In this backdrop, our goal was to provide researchers a venue to publish their work in XAI methodological research in four overlapping areas: Explaining to justify, Explaining to improve, Explaining to control, and Explaining to discover. Further, we emphasize evaluation strategies for XAI methods that connect with specific use cases, propose evaluation metrics, and assess real-world impact. We believe these areas represent crucial areas in XAI literature that require further attention. Our Research Topic provided a platform for interdisciplinary research that combines computer science, machine learning, and social science methods to design, develop, and evaluate XAI systems. We accepted five articles with novel ideas and techniques, with a focus on human-in-the-loop XAI systems. This editorial summarizes their contributions and provides the editors' points of view on future research directions for XAI.
One of the main focus areas of this topic is application-grounded and human-grounded methods and metrics for evaluating the effectiveness of explainable ML methods in different settings. These methods enable measuring how effective an XAI method is at informing human-ML collaboration and are necessary for benchmarking the large body of methodological work in the field (Silva et al., 2022). Hoffman, Mueller et al. present a framework for achieving a pragmatic understanding of AI systems. The proposed framework enables developers and researchers to (1) assess the a priori goodness of explanations, (2) assess users' satisfaction with explanations, (3) reveal users' mental model of an AI system, (4) assess user's curiosity or need for explanations, (5) assess whether the user's trust and reliance on the AI are appropriate, and (6) assess how the human-XAI system performs at a given task. This work further contributes through an extensive literature survey on the topic and psychometric evaluations of these approaches.
The fundamental question of “Does the outcome of an XAI system provide enough depth for the user's sensemaking?” remains a challenging question. Hoffman, Jalaeian et al. approach this through a cognitive theory perspective and present a framework—that they refer to as an Explanation Scorecard—for reflecting the depth of an explanation, i.e., the degree to which an explanation supports the user's sensemaking. Their approach allows users to conceptualize how to extend their machine-generated explanations to support the development of a mental model. This work provides a base for converging AI systems and human cognition to build appropriate trust in the XAI system.
Model-agnostic XAI methods allow the decoupling of explanation generation methods and machine learning models, providing more flexibility over model-specific explainable methods (Molnar, 2023). Björklund et al. present a novel model-agnostic explanation method—SLISE—for interpreting individual predictions of black box models. Unlike many popular model-agnostic XAI methods, SLISE does not require generating artificial samples. Experimental results show that SLISE can generate more generalizable explanations.

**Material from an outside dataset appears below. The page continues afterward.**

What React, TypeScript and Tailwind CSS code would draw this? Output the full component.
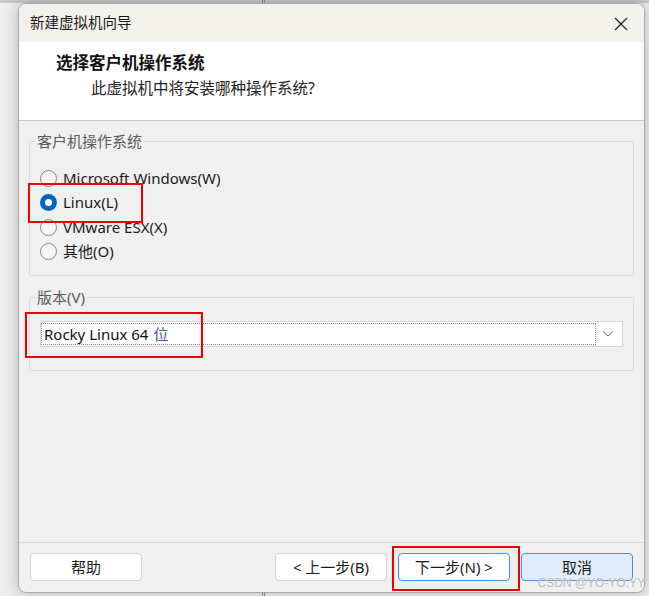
import React from "react";

const cjk = "font-['Noto_Sans','Noto_Sans_CJK_SC',sans-serif]";

function Radio({ label, checked }: { label: string; checked?: boolean }) {
  return (
    <div className="flex items-center h-[24.5px]">
      {checked ? (
        <span className="w-[17px] h-[17px] rounded-full bg-[#0067c0] flex items-center justify-center shrink-0">
          <span className="w-[7px] h-[7px] rounded-full bg-white" />
        </span>
      ) : (
        <span className="w-[17px] h-[17px] rounded-full border border-[#858585] bg-[#f4f4f4] shrink-0" />
      )}
      <span className="ml-[6px] text-[15px] text-[#1b1b1b] leading-none">{label}</span>
    </div>
  );
}

function GroupBox({
  title,
  className,
  children,
}: {
  title: string;
  className?: string;
  children: React.ReactNode;
}) {
  return (
    <div className={"relative border border-[#dcdcdc] rounded-[2px] " + (className ?? "")}>
      <span className="absolute left-[6px] top-[-11px] px-[1px] bg-[#f0f0f0] text-[15px] leading-[20px] text-[#5a5a5a]">
        {title}
      </span>
      {children}
    </div>
  );
}

function Button({
  children,
  variant = "normal",
}: {
  children: React.ReactNode;
  variant?: "normal" | "focus" | "default";
}) {
  const styles =
    variant === "default"
      ? "bg-[#e0ecf9] border-[#4a8fdc]"
      : variant === "focus"
      ? "bg-white border-[#4a8fdc]"
      : "bg-white border-[#d3d3d3]";
  return (
    <div
      className={
        "w-[112px] h-[28px] rounded-[4px] border flex items-center justify-center text-[15px] text-[#1b1b1b] " +
        styles
      }
    >
      {children}
    </div>
  );
}

export default function App() {
  return (
    <div className={"relative w-[649px] h-[596px] overflow-hidden bg-[#eeeeee] " + cjk}>
      {/* desktop strip behind the dialog */}
      <div className="absolute left-0 top-0 w-full h-[3px] bg-[#c9c9c9]" />
      <div className="absolute left-[262px] top-0 w-[3px] h-[4px] border-x border-[#8a8a8a]" />
      <div className="absolute left-[262px] bottom-0 w-[3px] h-[4px] border-x border-[#8a8a8a]" />

      {/* dialog window */}
      <div className="relative ml-[18px] mt-[3px] w-[627px] h-[590px] rounded-[8px] border border-[#a9a9a9] bg-[#f0f0f0] overflow-hidden shadow-[0_0_16px_rgba(0,0,0,0.25)] flex flex-col">
        {/* title bar */}
        <div className="h-[38px] bg-[#f3f1ec] flex items-center justify-between pl-[11px] pr-[16px] shrink-0">
          <span className="text-[14.5px] text-[#1b1b1b]">新建虚拟机向导</span>
          <svg width="14" height="14" viewBox="0 0 14 14" className="mt-[1px]">
            <path d="M1 1 L13 13 M13 1 L1 13" stroke="#1f1f1f" strokeWidth="1.2" fill="none" />
          </svg>
        </div>

        {/* header */}
        <div className="h-[79px] bg-white border-b border-[#c6c6c6] shrink-0 pt-[10px]">
          <div className="pl-[37px] text-[16.5px] font-bold text-[#111] leading-[22px]">选择客户机操作系统</div>
          <div className="pl-[72px] mt-[3px] text-[15.5px] text-[#222] leading-[22px]">此虚拟机中将安装哪种操作系统?</div>
        </div>

        {/* body */}
        <div className="flex-1 px-[10px] pt-[20px]">
          <GroupBox title="客户机操作系统" className="h-[135px] pl-[10px] pt-[24px]">
            <Radio label="Microsoft Windows(W)" />
            <Radio label="Linux(L)" checked />
            <Radio label="VMware ESX(X)" />
            <Radio label="其他(O)" />
          </GroupBox>

          <GroupBox title="版本(V)" className="mt-[21px] h-[74px] pl-[10px] pr-[10px] pt-[23px]">
            <div className="h-[26px] bg-white border border-[#d6d6d6] flex items-center pl-0 pr-[2px]">
              <div className="flex-1 h-[22px] border border-dotted border-[#8c8c8c] flex items-center pl-[2px] text-[15px] text-[#111]">
                Rocky Linux 64 <span className="ml-[5px] text-[#3a5a8c]">位</span>
              </div>
              <svg width="24" height="12" viewBox="0 0 24 12" className="shrink-0">
                <path d="M7 3.5 L12 8 L17 3.5" stroke="#6a6a6a" strokeWidth="1" fill="none" />
              </svg>
            </div>
          </GroupBox>
        </div>

        {/* footer */}
        <div className="h-[50px] border-t border-[#d8d8d8] shrink-0 flex items-start pt-[10px] pl-[11px] pr-[11px]">
          <Button>帮助</Button>
          <div className="flex-1" />
          <Button>&lt; 上一步(B)</Button>
          <div className="w-[11px]" />
          <Button variant="focus">下一步(N) &gt;</Button>
          <div className="w-[11px]" />
          <Button variant="default">取消</Button>
        </div>
      </div>

      {/* red annotation boxes */}
      <div className="absolute left-[28px] top-[183px] w-[115px] h-[40px] border-2 border-[#f00000]" />
      <div className="absolute left-[25px] top-[312px] w-[178px] h-[46px] border-2 border-[#f00000]" />
      <div className="absolute left-[392px] top-[546px] w-[128px] h-[45px] border-2 border-[#f00000]" />

      {/* watermark */}
      <div className="absolute right-[4px] top-[576px] text-[12px] leading-[14px] text-[#b9b9b9] font-['Liberation_Sans',sans-serif] [text-shadow:0_0_2px_#fff]">
        CSDN @YO-YO.YY
      </div>
    </div>
  );
}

Further, the authors show that it is usable across different domains as it can handle different input data types.
Trustworthy AI is a widely discussed research area with strong parallels to XAI.1,2 Although transparency is often regarded as a fundamental stepping stone to achieving trustworthy AI, it has been difficult to measure a direct correlation between transparency and trust. Scharowski et al. present a study of the influence that human-centered explanations have in user's trust in AI systems. In the study, they use reliance on AI recommendations as a measure of trust. They consider two human-centered post-hoc explanations: feature importance and counterfactuals (Molnar, 2023). Although they find counterfactuals have an effect on reliance, the type of decision made by the AI has a larger influence. They conclude that trust does not necessarily equate to reliance and emphasize the importance of appropriate, validated, and agreed-upon metrics to design and evaluate human-centered AI.
Among the different explanation types existing in the literature, counterfactual explanations allow users to explore how the outcome of a ML model changes with perturbations to the model inputs (Mothilal et al., 2020; Poyiadzi et al., 2020). While counterfactual explanations promise an avenue for exploring the ML model's decision-making process, their usability is yet to be thoroughly explored. To address this gap, Kuhl et al. present Alien Zoo, a game-inspired, web-based experimental framework that allows evaluation of the usability of counterfactual explanations aimed at extracting knowledge from AI systems. Their proof-of-concept result demonstrates the importance of qualitatively and quantitatively measuring the usability of XAI approaches.
In this Research Topic, we found a couple of potentially noteworthy future research directions for advancing XAI:
• Application-grounded and Human-grounded methods and metrics for evaluating the effectiveness of explainable ML methods at improving human-ML collaboration.
• Effective customizations of existing explainable ML methods and their outputs to satisfy requirements of practical use cases.
• Designing and developing novel explainable machine learning methods with targeted use cases.
• Defining metrics and measures for comparing and benchmarking XAI methods.
We hope that readers will find this Research Topic as a useful reference for the emerging field of XAI.
Author contributions
CW: Writing—original draft, Writing—review and editing. DM: Writing—review and editing, Writing—original draft. KA: Writing—review and editing, Writing—original draft.
Conflict of interest
CW was employed by Capital One. DM was employed by Amazon.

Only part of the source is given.